My objective is to plot a histogram given values and counts. hist
only takes an array of data as input. I have tried to recreat data using np.repeat
, but this gives MemoryError: Unable to allocate 15.9 GiB for an array with shape (2138500000,) and data type float64
.
Wanted to know if there is a smarter way of doing this.
import numpy as np
import matplotlib.pyplot as plt
values = [ 1, 2, 2.5, 4, 5, 5.75, 6.5]
counts = [10**8, 10**9, 1.5*10**7, 1.25*10**7, 10**6, 10**7,10**9]
data_recreated = np.repeat(values, counts)

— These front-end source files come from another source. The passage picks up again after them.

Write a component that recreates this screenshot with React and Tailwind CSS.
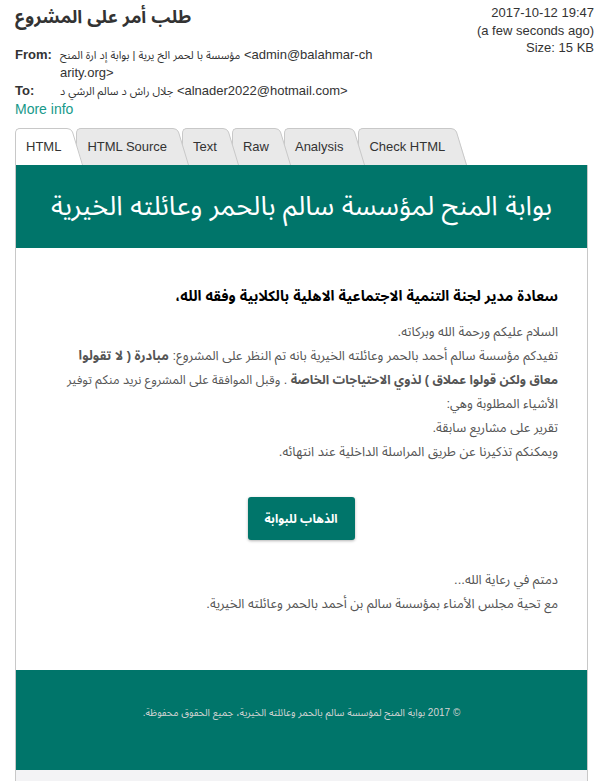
import React from 'react';

const tabs = [
    { label: 'HTML', active: true, z: 'z-[6]' },
    { label: 'HTML Source', z: 'z-[5]' },
    { label: 'Text', z: 'z-[4]' },
    { label: 'Raw', z: 'z-[3]' },
    { label: 'Analysis', z: 'z-[2]' },
    { label: 'Check HTML', z: 'z-[1]' },
];

const Tab = ({ label, active, z, first }) => (
    <div className={`relative flex ${z} ${first ? '' : '-ml-[7px]'}`}>
        <div
            className={`h-[37px] flex items-center pl-[10px] pr-[6px] border-l border-t border-[#c8c8c8] rounded-tl-[5px] text-[13px] text-[#333] ${active ? 'bg-white' : 'bg-[#e9e9e9]'}`}
        >
            {label}
        </div>
        <svg width="16" height="37" className="block shrink-0">
            <path d="M0 0.5 Q4 0.5 5.5 4 L16 37 L0 37 Z" fill={active ? '#ffffff' : '#e9e9e9'} />
            <path d="M0 0.5 Q4 0.5 5.5 4 L15.5 37" fill="none" stroke="#c8c8c8" />
        </svg>
    </div>
);

const App = () => {
    return (
        <div className="min-h-screen bg-white px-[15px] text-[#333] font-['Liberation_Sans','Noto_Sans_Arabic','Noto_Naskh_Arabic','DejaVu_Sans',sans-serif]">
            {/* message header */}
            <div className="flex justify-between">
                <div>
                    <h1 className="mt-[3px] h-[28px] text-[18px] leading-[28px] font-bold text-[#333]">طلب أمر على المشروع</h1>
                    <div className="mt-[15px] text-[13px] leading-[18px]">
                        <div className="flex">
                            <span className="w-[45px] shrink-0 font-bold">From:</span>
                            <div>
                                <div>
                                    <span className="text-[11px]">مؤسسة با لحمر الخ يرية | بوابة إد ارة المنح</span>{' '}
                                    &lt;admin@balahmar-ch
                                </div>
                                <div>arity.org&gt;</div>
                            </div>
                        </div>
                        <div className="flex">
                            <span className="w-[45px] shrink-0 font-bold">To:</span>
                            <span>
                                <span className="text-[11px]">جلال راش د سالم الرشي د</span>{' '}
                                &lt;alnader2022@hotmail.com&gt;
                            </span>
                        </div>
                        <a href="#" className="block text-[14px] text-[#17998a]">More info</a>
                    </div>
                </div>
                <div className="pt-[4px] -mr-[6px] text-right text-[13px] leading-[17.5px]">
                    <div>2017-10-12 19:47</div>
                    <div>(a few seconds ago)</div>
                    <div>Size: 15 KB</div>
                </div>
            </div>

            {/* tabs */}
            <div className="mt-[10px] flex items-end">
                {tabs.map((t, i) => (
                    <Tab key={t.label} {...t} first={i === 0} />
                ))}
            </div>

            {/* message body */}
            <div className="border-x border-[#c8c8c8]">
                <div className="h-[83px] bg-[#00756a] flex items-center justify-center">
                    <h2 dir="rtl" className="text-[27px] text-white">بوابة المنح لمؤسسة سالم بالحمر وعائلته الخيرية</h2>
                </div>

                <div dir="rtl" className="pr-[29px] pl-[34px] pt-[37px] pb-[54px]">
                    <p className="text-[14.5px] leading-[22px] font-bold text-black whitespace-nowrap">
                        سعادة مدير لجنة التنمية الاجتماعية الاهلية بالكلابية وفقه الله،
                    </p>
                    <div className="mt-[13px] text-[13px] leading-[24px] text-[#555] whitespace-nowrap">
                        <p>السلام عليكم ورحمة الله وبركاته.</p>
                        <p>
                            تفيدكم مؤسسة سالم أحمد بالحمر وعائلته الخيرية بانه تم النظر على المشروع: <b>مبادرة ( لا تقولوا</b>
                        </p>
                        <p className="text-[12.5px]">
                            <b>معاق ولكن قولوا عملاق ) لذوي الاحتياجات الخاصة</b> . وقبل الموافقة على المشروع نريد منكم توفير
                        </p>
                        <p>الأشياء المطلوبة وهي:</p>
                        <p>تقرير على مشاريع سابقة.</p>
                        <p>ويمكنكم تذكيرنا عن طريق المراسلة الداخلية عند انتهائه.</p>
                    </div>

                    <div className="mt-[33px] flex justify-center pr-[6px]">
                        <a
                            href="#"
                            className="h-[43px] w-[107px] flex items-center justify-center rounded-[3px] bg-[#00756a] text-[12px] font-bold text-white shadow-[0_1px_3px_rgba(0,0,0,0.3)]"
                        >
                            الذهاب للبوابة
                        </a>
                    </div>

                    <div className="mt-[28px] text-[13px] leading-[24px] text-[#555]">
                        <p>دمتم في رعاية الله...</p>
                        <p>مع تحية مجلس الأمناء بمؤسسة سالم بن أحمد بالحمر وعائلته الخيرية.</p>
                    </div>
                </div>

                <div dir="rtl" className="h-[100px] pt-[35px] bg-[#00756a] text-center text-[10px] leading-[16px] text-[#d4d4d4]">
                    © 2017 بوابة المنح لمؤسسة سالم بالحمر وعائلته الخيرية، جميع الحقوق محفوظة.
                </div>
                <div className="h-[40px] bg-[#f3f3f5]"></div>
            </div>
        </div>
    );
};

export default App;
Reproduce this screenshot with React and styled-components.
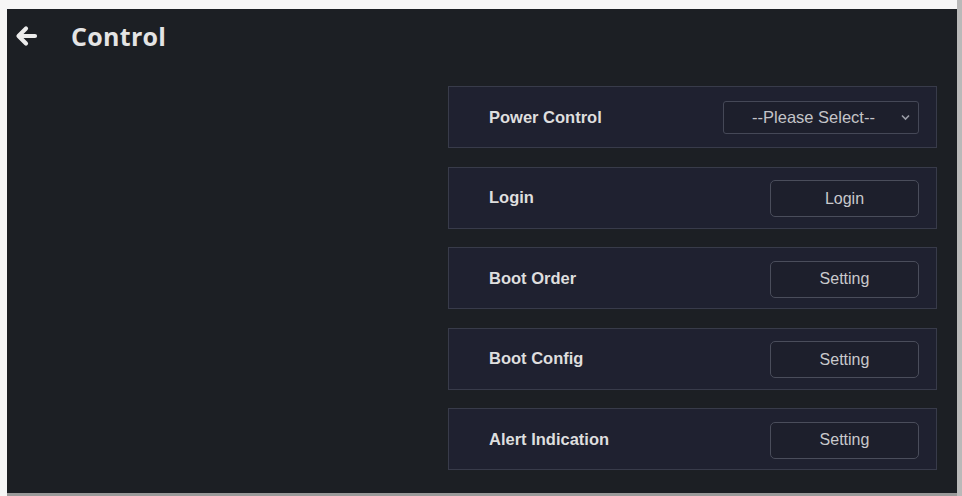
import React from "react";
import styled, { createGlobalStyle } from "styled-components";

const Global = createGlobalStyle`
  html, body { margin: 0; padding: 0; }
  body {
    background: #f6f6f6;
    font-family: "Liberation Sans", Arial, sans-serif;
  }
`;

const Page = styled.div`
  width: 962px;
  height: 496px;
  box-sizing: border-box;
  padding: 9px 5px 3px 7px;
  background: linear-gradient(to right, #f6f6f6 957px, #b9b9b9 957px);
`;

const Frame = styled.div`
  width: 950px;
  height: 484px;
  background: #1c1f24;
  box-shadow: 0 3px 0 #9a9a9a;
  display: flex;
  flex-direction: column;
`;

const Header = styled.header`
  height: 54px;
  display: flex;
  align-items: center;
  padding-left: 7px;
  gap: 33px;
`;

const BackIcon = styled.svg`
  width: 24px;
  height: 22px;
  display: block;
`;

const Title = styled.h1`
  margin: 0;
  font-family: "Open Sans", "Noto Sans", sans-serif;
  font-weight: 700;
  font-size: 25px;
  letter-spacing: 0.3px;
  color: #e4e4e4;
`;

const Content = styled.main`
  display: flex;
  justify-content: flex-end;
  padding: 23px 20px 0 0;
`;

const List = styled.div`
  width: 489px;
  display: flex;
  flex-direction: column;
  gap: 18.5px;
`;

const Row = styled.section`
  height: 62px;
  box-sizing: border-box;
  border: 1px solid #383b4a;
  background: #1f2130;
  display: flex;
  align-items: center;
  justify-content: space-between;
  padding: 0 17px 0 40px;
`;

const Label = styled.span`
  font-weight: 700;
  font-size: 16.5px;
  color: #dedede;
`;

const ActionButton = styled.button`
  width: 149px;
  height: 37px;
  box-sizing: border-box;
  border: 1px solid #4a4d5b;
  border-radius: 5px;
  background: #1d1f2c;
  color: #c9c9cc;
  font-family: "Liberation Sans", Arial, sans-serif;
  font-size: 16px;
  margin-top: 2px;
`;

const Select = styled.div`
  width: 196px;
  height: 33px;
  box-sizing: border-box;
  border: 1px solid #454857;
  border-radius: 3px;
  background: #1d1f2c;
  display: flex;
  align-items: center;
  padding: 0 8px 0 16px;
  color: #c4c4c8;
  font-size: 16.5px;
`;

const SelectText = styled.span`
  flex: 1;
  text-align: center;
`;

const Chevron = styled.svg`
  width: 9px;
  height: 7px;
  margin-left: 14px;
`;

const rows = [
  { label: "Login", action: "Login" },
  { label: "Boot Order", action: "Setting" },
  { label: "Boot Config", action: "Setting" },
  { label: "Alert Indication", action: "Setting" },
];

export default function App() {
  return (
    <>
      <Global />
      <Page>
        <Frame>
          <Header>
            <BackIcon viewBox="0 0 24 22" fill="none">
              <path
                d="M21 11H5M12 3.5L4.5 11L12 18.5"
                stroke="#ececec"
                strokeWidth="4.2"
                strokeLinecap="round"
                strokeLinejoin="round"
              />
            </BackIcon>
            <Title>Control</Title>
          </Header>
          <Content>
            <List>
              <Row>
                <Label>Power Control</Label>
                <Select>
                  <SelectText>--Please Select--</SelectText>
                  <Chevron viewBox="0 0 9 7" fill="none">
                    <path d="M1 1.5L4.5 5L8 1.5" stroke="#9a9ca6" strokeWidth="1.6" />
                  </Chevron>
                </Select>
              </Row>
              {rows.map((r) => (
                <Row key={r.label}>
                  <Label>{r.label}</Label>
                  <ActionButton>{r.action}</ActionButton>
                </Row>
              ))}
            </List>
          </Content>
        </Frame>
      </Page>
    </>
  );
}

f1, ax = plt.subplots(1,1)
ax.hist(data_recreated, bins=5)
As i mentioned in comments not sure what is your ideal use cases for using repeat here? Are you trying to say you want to represent a dataset where: The value 1 appears 100 million times The value 2 appears 1 billion times and so on in orginal array?...
If so then Instead of creating the full array, we can achieve the same statistical visualization using weights.
import numpy as np
import matplotlib.pyplot as plt
values = [1, 2, 2.5, 4, 5, 5.75, 6.5]
counts = [10**8, 10**9, 1.5*10**7, 1.25*10**7, 10**6, 10**7, 10**9]
plt.figure(figsize=(10, 6))
plt.hist(values, bins=5, weights=counts, edgecolor='black')
plt.title('Histogram of Values')
plt.xlabel('Values')
plt.ylabel('Frequency')
plt.ticklabel_format(style='sci', axis='y', scilimits=(0,0))
# Add grid for better readability
plt.grid(True, alpha=0.3)
plt.show()
To verify
counts_hist, bin_edges, _ = plt.hist(values, bins=5, weights=counts)
print("\nBin edges:", bin_edges)
print("Counts in each bin:", counts_hist)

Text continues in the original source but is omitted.